Showing posts with label Ambrose Bierce. Show all posts
Showing posts with label Ambrose Bierce. Show all posts

25 October 2019

Spooky Writers, Forgotten Graves, and Vengeance from Beyond the Tomb




It's that time of year, when Pumpkin Spice becomes a thing, and sketchy Halloween costume shops take over even sketchier strip malls.  As the fall chill settles, one starts to wonder: Are those spookiest of writers, Edgar Allen Poe and Ambrose Biercetruly in their final resting places? Like, tucked away, with at least six feet of hallowed earth separating them (the dead) from us (the living)?





I can offer you no such surcease of sorrow.

In this corner, the friendly,
modern-day
Jack O'Lantern...
...and in this corner, a
Samhain-era Jack O'Lantern.
It's made from a turnip, and it
will swallow your soul.
Halloween, based on the Celtic Samhain (which itself comes from Chthulu-era pagan rituals), is the night when the dead come knocking. Some for treats, some for tricks, and some for righteous beyond-the-tomb payback.

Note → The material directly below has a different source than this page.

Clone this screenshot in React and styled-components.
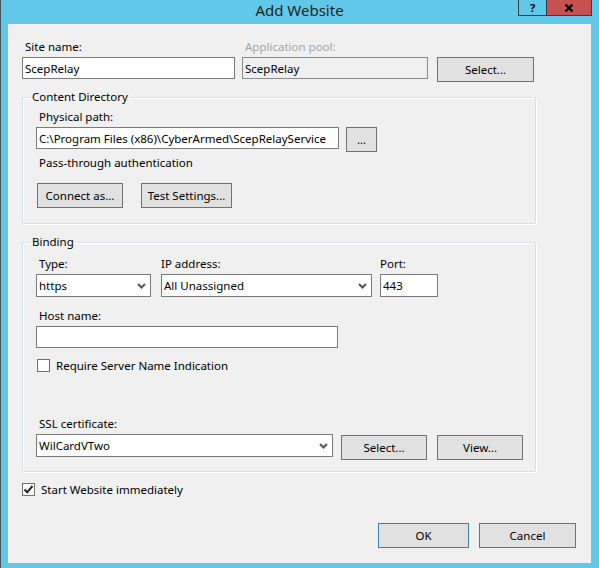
import React from 'react';
import styled, { createGlobalStyle } from 'styled-components';

const GlobalStyle = createGlobalStyle`
  html, body {
    margin: 0;
    padding: 0;
  }
  body {
    font-family: "Noto Sans", "Segoe UI", sans-serif;
    font-size: 11.5px;
    color: #000;
  }
`;

const Window = styled.div`
  width: 599px;
  height: 568px;
  box-sizing: border-box;
  background: #62c8ea;
  padding: 0 8px 5px 8px;
  display: flex;
  flex-direction: column;
  box-shadow: inset 1px 0 0 #3f5560;
`;

const TitleBar = styled.div`
  height: 24px;
  flex-shrink: 0;
  display: grid;
  grid-template-columns: 1fr auto 1fr;
  align-items: start;
`;

const Title = styled.div`
  grid-column: 2;
  font-size: 15px;
  line-height: 20px;
  color: #1e1e1e;
`;

const CaptionButtons = styled.div`
  grid-column: 3;
  justify-self: end;
  display: flex;
  margin-right: -1px;
`;

const CaptionButton = styled.div`
  width: ${p => p.$w}px;
  height: 16px;
  box-sizing: border-box;
  border: 1px solid #3b3b3b;
  border-top: none;
  border-left: ${p => (p.$close ? 'none' : '1px solid #3b3b3b')};
  background: ${p => (p.$close ? '#c75050' : 'transparent')};
  display: flex;
  align-items: center;
  justify-content: center;
  font-weight: bold;
  font-size: 11px;
  line-height: 14px;
  color: #000;
`;

const Content = styled.div`
  flex: 1;
  background: #f0f0f0;
  padding: 15px 15px 15px 14px;
  display: flex;
  flex-direction: column;
`;

const Row = styled.div`
  display: flex;
  align-items: flex-start;
  gap: ${p => p.$gap || 0}px;
  margin-top: ${p => p.$top || 0}px;
  margin-left: ${p => p.$left || 0}px;
`;

const Field = styled.div`
  display: flex;
  flex-direction: column;
  margin-right: ${p => p.$right || 0}px;
`;

const Label = styled.div`
  height: 16px;
  line-height: 16px;
  padding-left: ${p => (p.$flush ? 0 : 3)}px;
  margin-bottom: 2px;
  margin-top: ${p => p.$top || 0}px;
  color: ${p => (p.$disabled ? '#a5a5a5' : '#000')};
  white-space: nowrap;
`;

const Text = styled.div`
  height: 16px;
  line-height: 16px;
  padding-left: 3px;
  margin-top: ${p => p.$top || 0}px;
`;

const TextBox = styled.input`
  width: ${p => p.$w}px;
  height: ${p => p.$h || 22}px;
  box-sizing: border-box;
  margin: 0;
  padding: 0 2px;
  border: 1px solid ${p => (p.disabled ? '#8a8a8a' : '#7a7a7a')};
  background: ${p => (p.disabled ? '#f0f0f0' : '#fff')};
  font: inherit;
  color: #000;
  outline: none;
  border-radius: 0;
`;

const Combo = styled.div`
  width: ${p => p.$w}px;
  height: 23px;
  box-sizing: border-box;
  border: 1px solid #7a7a7a;
  background: #fff;
  display: flex;
  align-items: center;
  justify-content: space-between;
  padding: 0 4px 0 2px;
  white-space: nowrap;
`;

const Button = styled.button`
  width: ${p => p.$w}px;
  height: 25px;
  box-sizing: border-box;
  margin: 0;
  margin-top: ${p => p.$top || 0}px;
  padding: 0;
  border: 1px solid ${p => (p.$default ? '#3c7fb1' : '#707070')};
  background: #e1e1e1;
  font: inherit;
  color: #000;
  border-radius: 0;
`;

const Group = styled.fieldset`
  width: 514px;
  box-sizing: border-box;
  margin: ${p => p.$top}px 0 0 0;
  padding: ${p => p.$pad};
  min-width: 0;
  border: 1px solid #d5dfe5;
  border-radius: 2px;
  box-shadow: 1px 1px 0 #fff, inset 1px 1px 0 #fff;
`;

const Legend = styled.legend`
  padding: 0 2px;
  margin-left: -6px;
  line-height: 16px;
`;

const CheckRow = styled.label`
  display: flex;
  align-items: center;
  gap: 6px;
  height: 16px;
  margin-top: ${p => p.$top || 0}px;
  margin-left: ${p => p.$left || 0}px;
`;

const Box = styled.span`
  width: 13px;
  height: 13px;
  box-sizing: border-box;
  border: 1px solid #707070;
  background: #fff;
  display: flex;
  align-items: center;
  justify-content: center;
`;

const Footer = styled.div`
  margin-top: auto;
  display: flex;
  justify-content: flex-end;
  gap: 10px;
`;

const Chevron = () => (
  <svg width="9" height="6" viewBox="0 0 9 6">
    <path d="M1 1 L4.5 4.5 L8 1" fill="none" stroke="#555" strokeWidth="2" />
  </svg>
);

const CloseGlyph = () => (
  <svg width="10" height="8" viewBox="0 0 10 8">
    <path d="M1.5 0.5 L8.5 7.5 M8.5 0.5 L1.5 7.5" stroke="#000" strokeWidth="2.2" />
  </svg>
);

const CheckBox = ({ checked, children, ...rest }) => (
  <CheckRow {...rest}>
    <Box>
      {checked && (
        <svg width="11" height="11" viewBox="0 0 11 11">
          <path d="M1.5 5.5 L4.2 8.3 L9.5 2" fill="none" stroke="#222" strokeWidth="2" />
        </svg>
      )}
    </Box>
    <span>{children}</span>
  </CheckRow>
);

export default function App() {
  return (
    <>
      <GlobalStyle />
      <Window>
        <TitleBar>
          <Title>Add Website</Title>
          <CaptionButtons>
            <CaptionButton $w={29}>?</CaptionButton>
            <CaptionButton $w={45} $close>
              <CloseGlyph />
            </CaptionButton>
          </CaptionButtons>
        </TitleBar>

        <Content>
          <Row>
            <Field $right={7}>
              <Label>Site name:</Label>
              <TextBox $w={213} defaultValue="ScepRelay" />
            </Field>
            <Field $right={9}>
              <Label $disabled>Application pool:</Label>
              <TextBox $w={186} defaultValue="ScepRelay" disabled />
            </Field>
            <Field>
              <Label />
              <Button $w={97}>Select...</Button>
            </Field>
          </Row>

          <Group $top={7} $pad="4px 0 15px 13px">
            <Legend>Content Directory</Legend>
            <Label>Physical path:</Label>
            <Row $gap={7}>
              <TextBox $w={303} defaultValue="C:\Program Files (x86)\CyberArmed\ScepRelayService" />
              <Button $w={31}>...</Button>
            </Row>
            <Text $top={3}>Pass-through authentication</Text>
            <Row $gap={18} $top={12} $left={1}>
              <Button $w={86}>Connect as...</Button>
              <Button $w={91}>Test Settings...</Button>
            </Row>
          </Group>

          <Group $top={10} $pad="6px 0 11px 13px">
            <Legend>Binding</Legend>
            <Row>
              <Field $right={10}>
                <Label>Type:</Label>
                <Combo $w={115}>
                  <span>https</span>
                  <Chevron />
                </Combo>
              </Field>
              <Field $right={8}>
                <Label $flush>IP address:</Label>
                <Combo $w={211}>
                  <span>All Unassigned</span>
                  <Chevron />
                </Combo>
              </Field>
              <Field>
                <Label $flush>Port:</Label>
                <TextBox $w={58} $h={23} defaultValue="443" />
              </Field>
            </Row>
            <Label $top={11}>Host name:</Label>
            <TextBox $w={302} defaultValue="" />
            <CheckBox $top={9} $left={1}>Require Server Name Indication</CheckBox>
            <Label $top={43}>SSL certificate:</Label>
            <Row>
              <Combo $w={297} style={{ marginRight: 8 }}>
                <span>WilCardVTwo</span>
                <Chevron />
              </Combo>
              <Row $gap={10}>
                <Button $w={86} $top={1}>Select...</Button>
                <Button $w={86} $top={1}>View...</Button>
              </Row>
            </Row>
          </Group>

          <CheckBox checked $top={9}>Start Website immediately</CheckBox>

          <Footer>
            <Button $w={91} $default>OK</Button>
            <Button $w={97}>Cancel</Button>
          </Footer>
        </Content>
      </Window>
    </>
  );
}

Edgar Allan Poe. I dare you to photo shop
a straw hat onto this.
Edgar Allan Poe and Ambrose Bierce specialized in tales where death wasn't always a sure bet. Both left this mortal coil with scores to settle. And there is grave uncertainty as to where either is interred.  These are three good motives for any unrestful spirit to don a hockey mask (or William Shatner mask, or fedora and sweater combo or, ok, there are a lot of costume options), grab a machete (again, options), and come calling this Halloween. One would hope that enough post-mortem praise has been heaped on Poe and Bierce to put contented smiles on their rotting faces; to sway them to let bygones be bygones.

Don't count on it.

If there's anyone who'd warrant vengeance from beyond the grave, its Edgar Allan Poe. The means are questionable, but the motives are as clear as a gold bug on a black cat.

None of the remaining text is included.